Problem requirements → Copy out each line of the material below that holds the string "TypeScript".

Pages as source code
• • • • • • •

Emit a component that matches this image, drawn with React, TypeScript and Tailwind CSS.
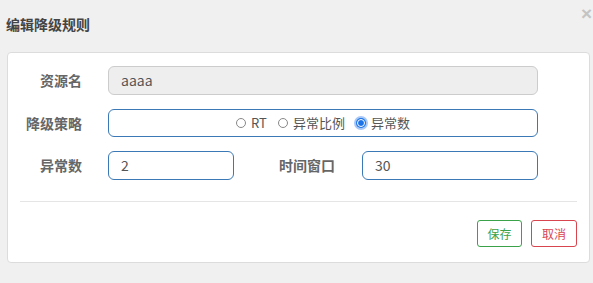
const font = { fontFamily: '"Noto Sans CJK SC", "Liberation Sans", sans-serif' };

const Radio = ({ label, checked }: { label: string; checked?: boolean }) => (
  <label className="flex items-center gap-[5px] text-[13px] text-[#555]">
    {checked ? (
      <span className="w-[10px] h-[10px] rounded-full bg-[#1a73e8] ring-2 ring-[#a8c8f8] flex items-center justify-center">
        <span className="w-[6px] h-[6px] rounded-full bg-[#1a73e8] border border-white box-content" />
      </span>
    ) : (
      <span className="w-[10px] h-[10px] rounded-full border border-[#888] bg-white" />
    )}
    <span>{label}</span>
  </label>
);

export default function App() {
  return (
    <div className="w-[593px] h-[283px] bg-[#f0f0f0] relative" style={font}>
      <div className="h-[52px] flex items-center pl-[6px] pb-[4px]">
        <h4 className="text-[14px] font-bold text-[#444]">编辑降级规则</h4>
      </div>
      <button
        className="absolute right-[1px] top-[4px] text-[19px] leading-none font-bold text-[#c4c4c4]"
        style={{ fontFamily: '"Liberation Sans", sans-serif' }}
      >
        ×
      </button>

      <div className="ml-[7px] w-[583px] h-[211px] bg-white border border-[#dcdcdc] rounded-[4px] pt-[13px] flex flex-col">
        <div className="flex flex-col gap-[14px]">
          <div className="flex items-center">
            <div className="w-[74px] text-right text-[14px] font-bold text-[#666]">资源名</div>
            <div className="ml-[26px] w-[430px] h-[29px] bg-[#eeeeee] border border-[#cccccc] rounded-[6px] flex items-center pl-[12px] text-[14px] text-[#555]">
              aaaa
            </div>
          </div>
          <div className="flex items-center">
            <div className="w-[74px] text-right text-[14px] font-bold text-[#666]">降级策略</div>
            <div className="ml-[26px] w-[430px] h-[28px] border border-[#3a79b5] rounded-[6px] flex items-center justify-center gap-[11px]">
              <Radio label="RT" />
              <Radio label="异常比例" />
              <Radio label="异常数" checked />
            </div>
          </div>
          <div className="flex items-center">
            <div className="w-[74px] text-right text-[14px] font-bold text-[#666]">异常数</div>
            <div className="ml-[26px] w-[126px] h-[29px] border border-[#3a79b5] rounded-[6px] flex items-center pl-[12px] text-[14px] text-[#555]">
              2
            </div>
            <div className="w-[101px] text-right text-[14px] font-bold text-[#666]">时间窗口</div>
            <div className="ml-[27px] w-[176px] h-[29px] border border-[#3a79b5] rounded-[6px] flex items-center pl-[12px] text-[14px] text-[#555]">
              30
            </div>
          </div>
        </div>

        <div className="mt-[21px] mx-[12px] border-t border-[#e5e5e5]" />

        <div className="mt-[18px] mr-[12px] flex justify-end gap-[9px]">
          <button className="w-[45px] h-[27px] border border-[#3aa34a] rounded-[3px] text-[12px] text-[#3aa34a]">
            保存
          </button>
          <button className="w-[46px] h-[27px] border border-[#d9454f] rounded-[3px] text-[12px] text-[#d9454f]">
            取消
          </button>
        </div>
      </div>
    </div>
  );
}
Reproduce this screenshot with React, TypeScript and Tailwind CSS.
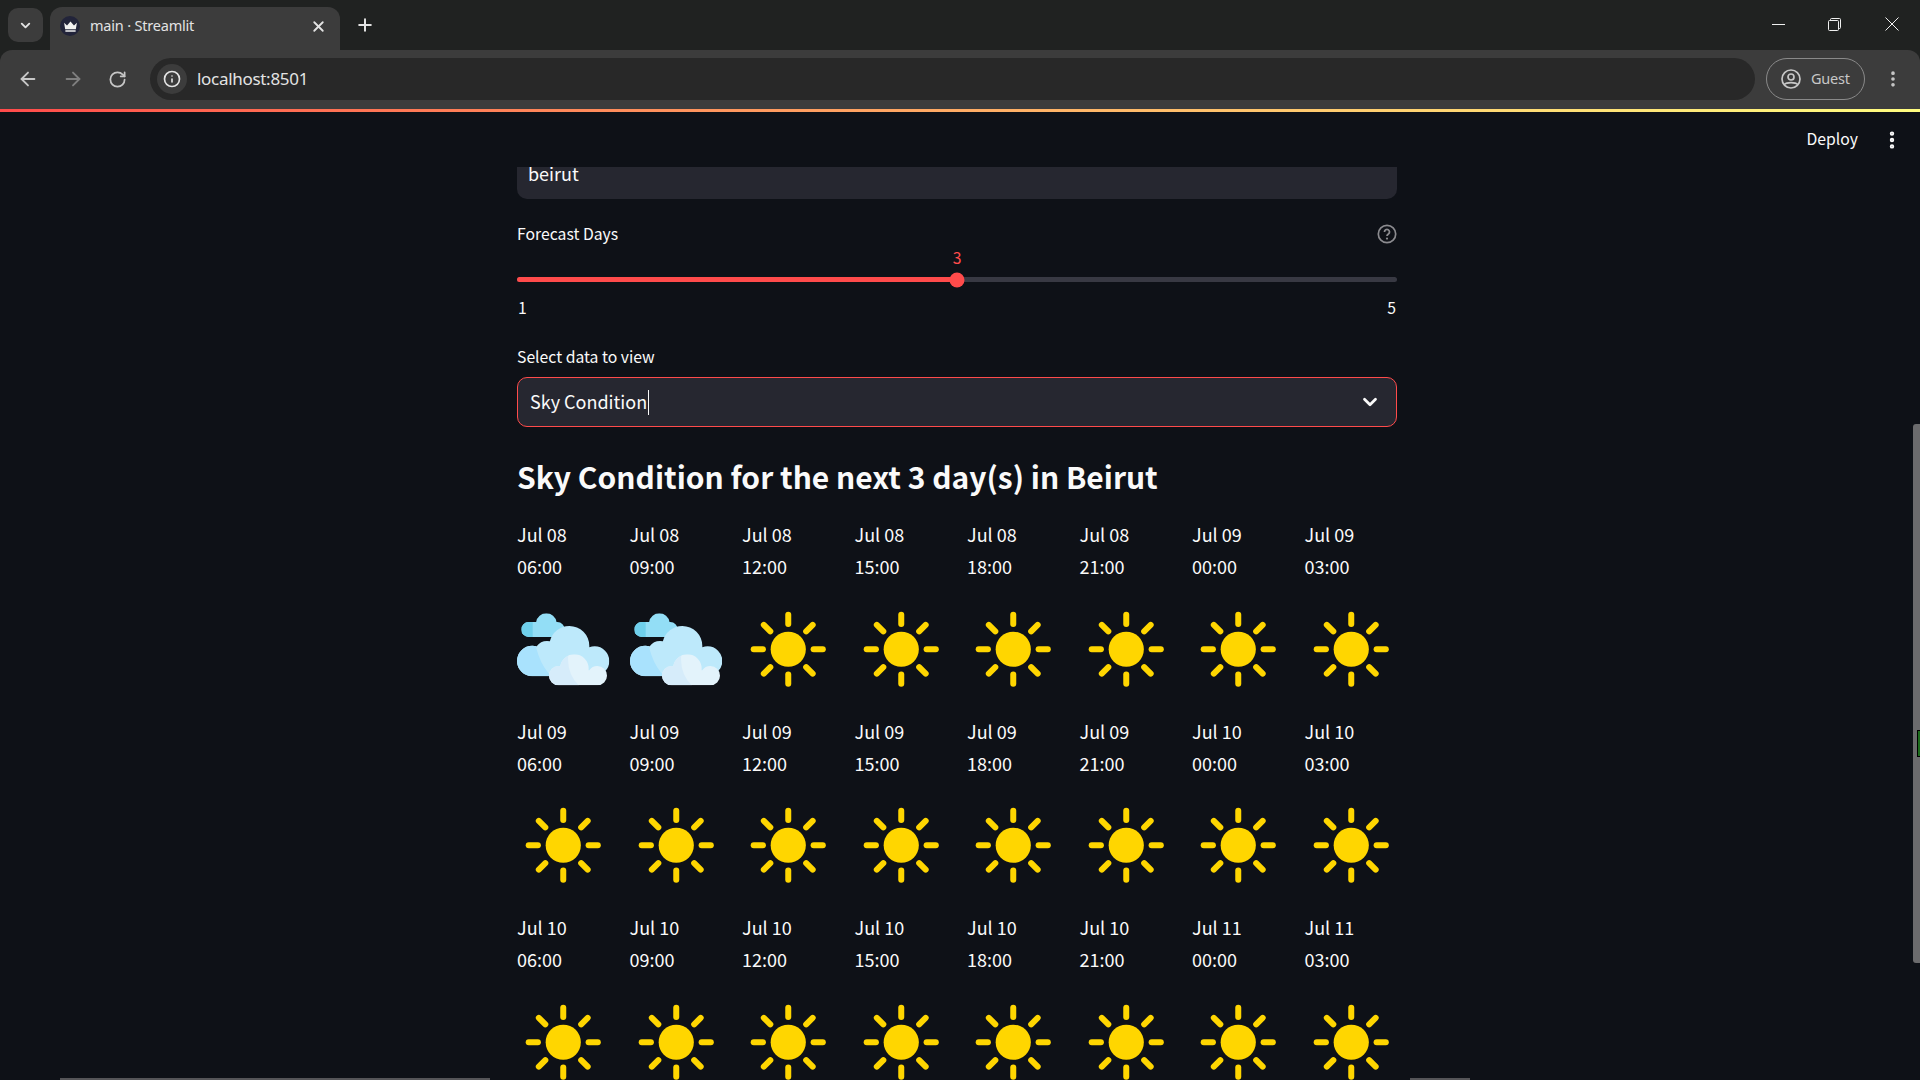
import { ArrowLeft, ArrowRight, RotateCw, X, Plus, ChevronDown, EllipsisVertical, Info } from "lucide-react";

const st = { fontFamily: '"Noto Sans CJK SC", "Noto Sans", sans-serif' };

function Sun() {
  const rays = [0, 45, 90, 135, 180, 225, 270, 315];
  return (
    <svg viewBox="0 0 92.5 92.5" className="w-full aspect-square block">
      <circle cx="46.25" cy="46.25" r="17.6" fill="#ffd600" />
      {rays.map((a) => (
        <line key={a} x1="46.25" y1="20.9" x2="46.25" y2="11.7" stroke="#ffd600" strokeWidth="6" strokeLinecap="round" transform={`rotate(${a} 46.25 46.25)`} />
      ))}
    </svg>
  );
}

function Cloud({ id }: { id: string }) {
  return (
    <svg viewBox="50 38 277.5 277.5" className="w-full aspect-square block">
      <defs>
        <clipPath id={`${id}a`}>
          <circle cx="138" cy="100" r="31" />
          <circle cx="170" cy="118" r="22" />
          <rect x="63" y="95" width="130" height="45" rx="22" />
        </clipPath>
        <clipPath id={`${id}b`}>
          <circle cx="207" cy="167" r="60" />
          <circle cx="96" cy="212" r="46" />
          <circle cx="283" cy="212" r="44" />
          <circle cx="140" cy="190" r="38" />
          <rect x="96" y="200" width="187" height="58" />
        </clipPath>
        <clipPath id={`${id}c`}>
          <circle cx="222" cy="235" r="43" />
          <circle cx="175" cy="256" r="29" />
          <circle cx="291" cy="256" r="29" />
          <rect x="175" y="240" width="116" height="45" />
        </clipPath>
      </defs>
      <g clipPath={`url(#${id}a)`}>
        <rect x="60" y="60" width="140" height="90" fill="#93def6" />
        <rect x="60" y="60" width="37" height="90" fill="#6fd0ec" />
      </g>
      <g clipPath={`url(#${id}b)`}>
        <rect x="45" y="100" width="300" height="170" fill="#bde9fb" />
        <path d="M40 100H100Q100 210 160 265H40z" fill="#a9e2fd" />
      </g>
      <g clipPath={`url(#${id}c)`}>
        <rect x="140" y="185" width="190" height="105" fill="#e3f3fb" />
        <path d="M140 185H205Q195 250 240 290H140z" fill="#d6ecfa" />
      </g>
    </svg>
  );
}

const slots = [
  ["Jul 08", "06:00", 1], ["Jul 08", "09:00", 1], ["Jul 08", "12:00", 0], ["Jul 08", "15:00", 0],
  ["Jul 08", "18:00", 0], ["Jul 08", "21:00", 0], ["Jul 09", "00:00", 0], ["Jul 09", "03:00", 0],
  ["Jul 09", "06:00", 0], ["Jul 09", "09:00", 0], ["Jul 09", "12:00", 0], ["Jul 09", "15:00", 0],
  ["Jul 09", "18:00", 0], ["Jul 09", "21:00", 0], ["Jul 10", "00:00", 0], ["Jul 10", "03:00", 0],
  ["Jul 10", "06:00", 0], ["Jul 10", "09:00", 0], ["Jul 10", "12:00", 0], ["Jul 10", "15:00", 0],
  ["Jul 10", "18:00", 0], ["Jul 10", "21:00", 0], ["Jul 11", "00:00", 0], ["Jul 11", "03:00", 0],
] as const;

export default function App() {
  return (
    <div className="relative w-screen h-screen overflow-hidden flex flex-col bg-[#0e1117]" style={{ fontFamily: '"Noto Sans", sans-serif' }}>
      {/* tab strip */}
      <div className="h-[50px] shrink-0 bg-[#202221] flex items-end pl-2 text-[#e3e3e3]">
        <div className="w-[35px] h-[34px] mb-2 rounded-[10px] bg-[#3c3c3c] flex items-center justify-center">
          <ChevronDown size={15} strokeWidth={3} />
        </div>
        <div className="ml-[7px] w-[290px] h-[43px] rounded-t-[12px] bg-[#3c3c3c] flex items-center pl-[10px] pr-[13px] pb-[5px]">
          <div className="w-5 h-5 rounded-full bg-[#22243a] flex items-center justify-center">
            <svg viewBox="0 0 16 12" className="w-[15px] h-[11px]"><path d="M1 2l3.200 3L8 .5 11.800 5 15 2l-1.200 7H2.200zM2.400 10h11.200v1.600H2.400z" fill="#f1f1f1" /></svg>
          </div>
          <span className="ml-[10px] text-[14.500px] tracking-[-0.2px] text-[#e3e3e3] whitespace-nowrap">main · Streamlit</span>
          <X size={17} strokeWidth={2.600} className="ml-auto" />
        </div>
        <Plus size={20} strokeWidth={2.400} className="ml-[15px] mb-[15px]" />
        <div className="ml-auto flex items-center h-full text-[#f0f0f0] pb-[2px]">
          <div className="w-[13px] h-px bg-[#f0f0f0] mr-[43px]" />
          <svg viewBox="0 0 13 13" className="w-[13px] h-[13px] mr-[44px]" fill="none" stroke="#f0f0f0" strokeWidth="1"><rect x="0.500" y="2.500" width="10" height="10" rx="1" /><path d="M2.500 2.500V1.500a1 1 0 0 1 1-1h8a1 1 0 0 1 1 1v8a1 1 0 0 1-1 1h-1" /></svg>
          <svg viewBox="0 0 14 14" className="w-[14px] h-[14px] mr-[21px]" stroke="#f0f0f0" strokeWidth="1"><path d="M.5.500l13 13M13.500.500l-13 13" /></svg>
        </div>
      </div>
      {/* toolbar */}
      <div className="h-[59px] shrink-0 bg-[#202221]">
        <div className="h-full rounded-t-[12px] bg-[#3c3c3c] flex items-center text-[#c7c7c7] pb-[1px]">
          <ArrowLeft size={22} strokeWidth={2} className="ml-[17px]" />
          <ArrowRight size={22} strokeWidth={2} className="ml-[23px] text-[#7f7f7f]" />
          <RotateCw size={19} strokeWidth={2.200} className="ml-[24px]" />
          <div className="ml-[23px] w-[1605px] h-[42px] rounded-full bg-[#282828] flex items-center pl-[7px]">
            <div className="w-[30px] h-[30px] rounded-full bg-[#3c3c3c] flex items-center justify-center">
              <Info size={18} strokeWidth={2.200} className="text-[#e3e3e3]" />
            </div>
            <span className="ml-[10px] text-[17px] tracking-[-0.3px] text-[#e3e3e3]">localhost:8501</span>
          </div>
          <div className="ml-[11px] w-[99px] h-[42px] rounded-full border border-[#8a8a8a] flex items-center pl-[14px]">
            <svg viewBox="0 0 20 20" className="w-5 h-5" fill="none" stroke="#c7c7c7" strokeWidth="1.700"><circle cx="10" cy="10" r="9" /><circle cx="10" cy="8" r="3" /><path d="M3.500 15.500c2-2.500 11-2.500 13 0" /></svg>
            <span className="ml-[10px] text-[14.500px] tracking-[-0.2px] text-[#c7c7c7]">Guest</span>
          </div>
          <EllipsisVertical size={20} strokeWidth={2.400} className="ml-[18px] text-[#c7c7c7]" />
        </div>
      </div>
      <div className="h-[3px] shrink-0 bg-gradient-to-r from-[#ff4b4b] to-[#fffd80]" />

      {/* streamlit header */}
      <div className="h-[55px] shrink-0 flex items-center justify-end text-[#fafafa]" style={st}>
        <span className="text-[15.750px] mb-[1px]">Deploy</span>
        <EllipsisVertical size={22} strokeWidth={2.800} className="ml-[23px] mr-[17px]" />
      </div>

      {/* content */}
      <div className="flex-1 min-h-0 overflow-hidden" style={st}>
        <div className="w-[880px] ml-[517px] text-[#fafafa]">
          <div className="h-[32px] rounded-b-[10px] bg-[#262730] pl-[11px] text-[18px] leading-[13px]">beirut</div>

          <div className="mt-[21px] h-[28px] flex items-center justify-between">
            <span className="text-[15.750px] leading-[28px]">Forecast Days</span>
            <svg viewBox="0 0 20 20" className="w-5 h-5" fill="none" stroke="#8b8b8f" strokeWidth="1.700"><circle cx="10" cy="10" r="8.700" /><path d="M7.500 8a2.500 2.500 0 1 1 3.900 2c-.9.600-1.400 1-1.400 2" strokeWidth="1.800" /><circle cx="10" cy="14.600" r="1.100" fill="#8b8b8f" stroke="none" /></svg>
          </div>

          <div className="h-[20px] w-full flex justify-center text-[15.750px] leading-[20px] text-[#ff4b4b]">3</div>
          <div className="relative mt-[9px] h-[5px] rounded-full bg-[#383943]">
            <div className="h-full w-1/2 rounded-l-full bg-[#ff4b4b]" />
            <div className="absolute left-1/2 top-1/2 -translate-x-1/2 -translate-y-1/2 w-[15px] h-[15px] rounded-full bg-[#ff4b4b]" />
          </div>
          <div className="mt-[12px] h-[28px] flex justify-between text-[15.750px] leading-[28px] px-[1px]">
            <span>1</span>
            <span>5</span>
          </div>

          <div className="mt-[21px] h-[28px] text-[15.750px] leading-[28px]">Select data to view</div>
          <div className="mt-[6px] h-[50px] rounded-[10px] border-[1.500px] border-[#ff4b4b] bg-[#262730] flex items-center pl-[12px] pr-[15px]">
            <span className="text-[18px] leading-[26px] mb-[2px]">Sky Condition</span>
            <span className="w-px h-[25px] bg-[#fafafa] ml-px" />
            <ChevronDown size={22} strokeWidth={3} className="ml-auto" />
          </div>

          <h2 className="mt-[28px] h-[42px] text-[30px] leading-[42px] font-semibold whitespace-nowrap">Sky Condition for the next 3 day(s) in Beirut</h2>

          <div className="mt-[21px] grid grid-cols-8 gap-x-5 gap-y-[19.250px]">
            {slots.map(([d, t, c], i) => (
              <div key={i} className="flex flex-col gap-[20.750px]">
                <div className="text-[18px] leading-[32px]">
                  <div>{d}</div>
                  <div>{t}</div>
                </div>
                {c ? <Cloud id={`c${i}`} /> : <Sun />}
              </div>
            ))}
          </div>
        </div>
      </div>

      {/* browser scrollbars */}
      <div className="absolute right-0 top-[424px] w-[7px] h-[539px] rounded-l-[3px] bg-[#6b6b6d]" />
      <div className="absolute right-0 top-[731px] w-[2px] h-[25px] bg-[#1d6b1d] outline outline-1 outline-black" />
      <div className="absolute left-[60px] bottom-0 w-[430px] h-[2px] bg-[#555558]" />
      <div className="absolute left-[1410px] bottom-0 w-[60px] h-[2px] bg-[#555558]" />
    </div>
  );
}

• • • • • • •

Response →
Emit a component that matches this image, drawn with React, TypeScript and Tailwind CSS.
Reproduce this screenshot with React, TypeScript and Tailwind CSS.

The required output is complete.